What the data suggests
The disclosed numbers are strictly transactional: 40,000,000 shares issued at a deemed price of $0.20 per share to acquire the target, and a private placement of 5,000,000 subscription receipts raising $1,000,000 in gross proceeds. The private placement was completed in three tranches—$760,000, $50,000, and $190,000—each matching the number of receipts and price per unit, confirming the arithmetic is sound. The company also issued 718,500 shares as an advisory fee, paid $25,000 in finder's fees, and granted 600,000 stock options at $0.20 per share. After the transaction, the company’s capital structure consists of 49,618,500 common shares outstanding, 5,250,000 warrants, and 600,000 options. There is no disclosure of revenue, net income, cash flow, or any operational metrics, so it is impossible to assess whether the business is profitable, growing, or even generating sales. The only forward-looking number is the expected trading date (July 14, 2026), which is procedural. No prior targets or financial guidance are referenced, and there is no way to judge if the company is meeting or missing any performance benchmarks. The financial disclosures are detailed about the transaction mechanics but are incomplete for any meaningful business analysis.

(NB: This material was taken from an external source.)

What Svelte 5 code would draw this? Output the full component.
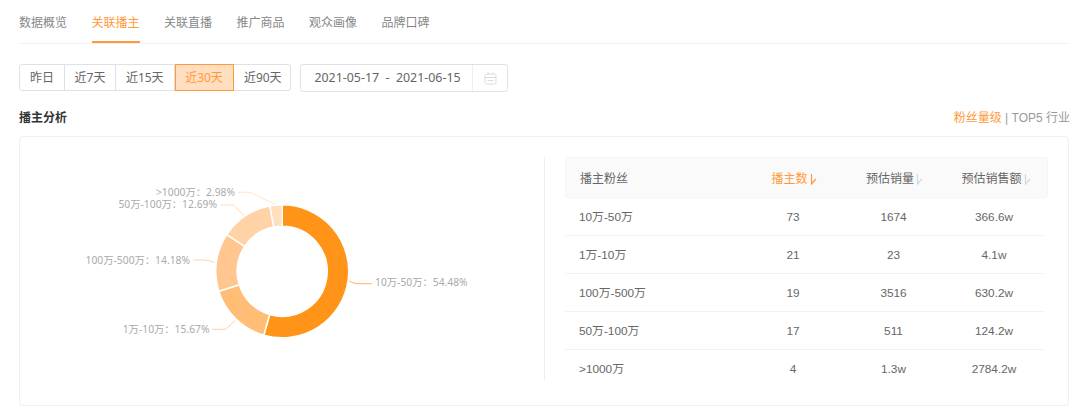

An independent analyst would conclude that, based on the numbers alone, the company has completed a capital-intensive transaction but has provided zero evidence of business viability or value creation.
Analysis
The announcement is factual and focused on the completion of a qualifying transaction, including the acquisition of Asiatel Outsourcing Ltd. and related financing mechanics. The language is positive but restrained, with most claims describing realised events (acquisition completion, share issuance, escrow arrangements). Only a single forward-looking statement is present: the expected trading date of the shares, which is a standard procedural disclosure. There is no promotional language about future business prospects, synergies, or operational growth. However, the announcement lacks any disclosure of revenue, profit, or operational metrics, so the investment case cannot be assessed for profitability or sustainability. The capital outlay ($1,000,000 private placement and share issuance) is significant relative to the absence of immediate earnings or operational data, but the tone does not exaggerate the progress made.
Risk flags
- ●Operational opacity: The announcement provides no information on the acquired company’s revenue, profitability, customer base, or operational performance. This lack of disclosure makes it impossible for investors to assess the underlying business risk or potential for value creation.

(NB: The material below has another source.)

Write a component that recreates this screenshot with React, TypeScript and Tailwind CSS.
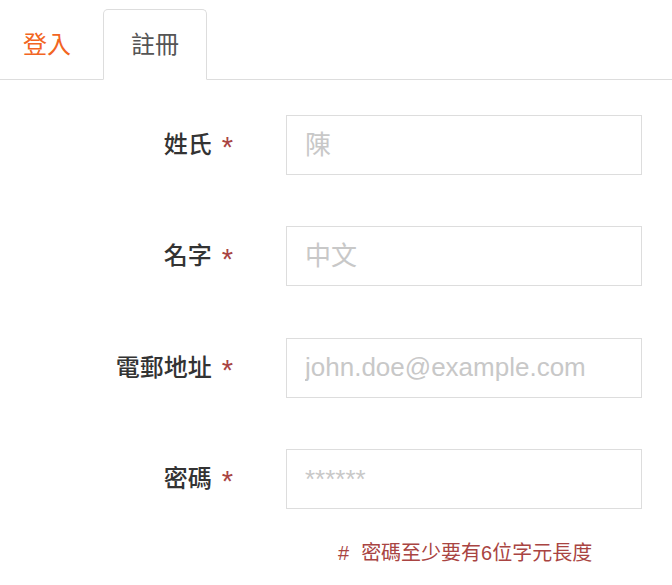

- ●Financial blind spot: There are no financial statements, cash flow data, or even basic revenue figures disclosed. Investors are being asked to buy into a transaction without any evidence that the business is viable or sustainable.
- ●Capital intensity with uncertain payoff: The company has issued 40,000,000 shares and raised $1,000,000 in new capital, but there is no indication of how these funds will be used to generate returns, or whether the capital structure is appropriate for the business’s needs.
- ●Escrow and lock-up risk: 40,000,000 shares are subject to a TSXV escrow agreement, with staged releases over three years. This could create future selling pressure as shares come off escrow, especially if business performance disappoints.
- ●Timeline risk: The only near-term milestone is the commencement of trading in July 2026. There are no disclosed operational or financial targets, so investors have no visibility on when, or if, the business will deliver value.
- ●Disclosure quality: The announcement is detailed about the transaction mechanics but omits all operational and financial performance data. This pattern of selective disclosure is a red flag for investors seeking transparency.
- ●Geographic and regulatory complexity: The company is based in Alberta, acquiring a business in the Philippines, and listing on the TSXV. Cross-border operations can introduce legal, tax, and execution risks that are not addressed in the announcement.
- ●Management alignment: While notable individuals such as the CEO and CFO are named, there is no disclosure of insider participation in the financing or alignment of interests with outside investors. This leaves open questions about management’s skin in the game.
Bottom line
For investors, this announcement is a procedural milestone: Asiatel Outsourcing Inc. has completed its acquisition and is preparing to list on the TSXV as ATOI. However, the company provides no operational or financial data—no revenue, no profit, no customer metrics, and no business outlook—so there is no way to judge whether this is a business worth owning. The only numbers disclosed relate to share issuance, capital raised, and fees paid, all of which are necessary for the transaction but irrelevant to the underlying business’s value. The presence of named executives does not add credibility in the absence of evidence that they are investing alongside shareholders or have a track record of value creation. To change this assessment, the company would need to disclose audited financials for the acquired business, including revenue, net income, cash flow, and customer contracts, as well as a clear operational plan. Investors should watch for the first set of financial statements post-listing, any updates on customer wins or operational milestones, and insider buying activity. At this stage, the announcement is not actionable for investment—there is no basis for a buy, sell, or hold decision without business fundamentals. The single most important takeaway is that the transaction is complete, but the investment case is unproven and entirely opaque.
Announcement summary
(TSXV:ATOI) Asiatel Outsourcing Inc. announced the completion of its acquisition of all issued and outstanding ordinary shares of Asiatel Outsourcing Ltd., a business process outsourcing company located in metro Manila, Philippines. The company acquired 100% of the Target by issuing 40,000,000 post-Consolidation common shares at a deemed price of $0.20 per share to the Target Shareholders. Asiatel Outsourcing Inc. completed a private placement of 5,000,000 subscription receipts for gross proceeds of $1,000,000, with tranches of 3,800,000 ($760,000), 250,000 ($50,000), and 950,000 ($190,000) subscription receipts. Each subscription receipt converted into a unit consisting of one post-consolidation share and one warrant, with each warrant exercisable at $0.30 per share until December 30, 2027, subject to acceleration if the share price is at or above $0.45 for ten consecutive days. The company paid $25,000 in finder's fees and issued 718,500 post-Consolidation shares as an advisory fee, and granted 600,000 stock options exercisable at $0.20 per share for terms ranging from 18 to 36 months. The company projects that the common shares are expected to commence trading on the TSXV under the symbol "ATOI" at the opening of the markets on or about July 14, 2026.